The Darker Nations: A People's History of the Third World
By Vijay Prashad
Like any good beach read, Vijay Prashad’s The Darker Nations transports its reader. Through incisive historical analysis that takes us from the colonial metropoles of Europe to the groundbreaking Bandung Conference in Indonesia, Prashad traces the advent of “the Third World” not as a place, but as a grand political project premised on solidarity between the peoples of the Global South and a shared rejection of colonial rule. Better yet, The Darker Nations—forthcoming from The New Press in a special fifteenth anniversary edition—reminds us that another world is possible and worth fighting for. —Ishan D.
Klotsvog
By Margarita Khemlin, translated by Lisa C. Hayden, with a foreword by Lara Vapnyar
A novel about being Jewish in the Soviet Union, the historical trauma of World War II, and the devastating effects of antisemitism.
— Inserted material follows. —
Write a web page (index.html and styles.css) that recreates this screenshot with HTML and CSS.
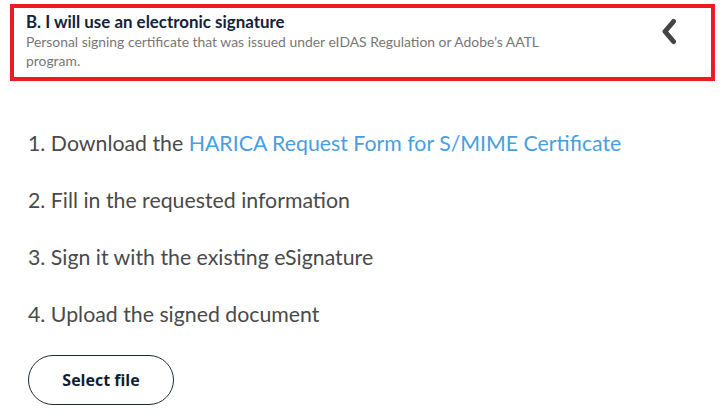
FILE: index.html
```html
<!DOCTYPE html>
<html>
<head>
<meta charset="utf-8">
<link rel="stylesheet" href="styles.css">
</head>
<body>
<div class="option">
  <div class="option-text">
    <div class="option-title">B. I will use an electronic signature</div>
    <div class="option-desc">Personal signing certificate that was issued under eIDAS Regulation or Adobe’s AATL program.</div>
  </div>
  <svg class="chevron" width="16" height="27" viewBox="0 0 16 27"><path d="M12.5 3.5 L4 13.5 L12.5 23.5" fill="none" stroke="#444" stroke-width="5" stroke-linecap="round" stroke-linejoin="round"/></svg>
</div>
<ol class="steps">
  <li>1. Download the <a href="#">HARICA Request Form for S/MIME Certificate</a></li>
  <li>2. Fill in the requested information</li>
  <li>3. Sign it with the existing eSignature</li>
  <li>4. Upload the signed document</li>
</ol>
<button class="select-btn">Select file</button>
</body>
</html>
```
FILE: styles.css
```css
html, body {
  margin: 0;
  padding: 0;
  background: #fff;
}
body {
  padding: 4px 12px 0 10px;
  font-family: Lato, "Open Sans", sans-serif;
}
.option {
  display: flex;
  justify-content: space-between;
  align-items: flex-start;
  border: 4px solid #ed1c24;
  padding: 4px 34px 4px 12px;
  box-sizing: border-box;
  height: 77px;
}
.option-text {
  width: 540px;
}
.option-title {
  font-weight: 700;
  font-size: 16.9px;
  line-height: 20px;
  color: #13223a;
}
.option-desc {
  font-size: 13.9px;
  line-height: 19px;
  color: #777;
}
.chevron {
  margin-top: 6px;
}
.steps {
  list-style: none;
  margin: 0;
  padding: 34px 0 0 18px;
}
.steps li {
  font-size: 21.3px;
  line-height: 57px;
  color: #4a4a4a;
}
.steps a {
  color: #4a9ee0;
  text-decoration: none;
}
.select-btn {
  margin: 12px 0 0 18px;
  width: 146px;
  height: 50px;
  border: 1px solid #1c2b3a;
  border-radius: 25px;
  background: #fff;
  font-family: "Open Sans", sans-serif;
  font-weight: 700;
  font-size: 16px;
  color: #0f1e33;
}
```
Khemlin’s protagonist, Maya Abromovna Klotsvog, is entrancing, disturbing, funny, horrifying, and haunting. I first read Klotsvog in 2019 but thought a lot about it this spring while reading and working on I’d Like to Say Sorry, but There’s No One to Say Sorry To, Mikołaj Grynberg’s darkly funny collection of stories, translated by Sean Gasper Bye, about the Jewish experience in contemporary Poland. —Derek W.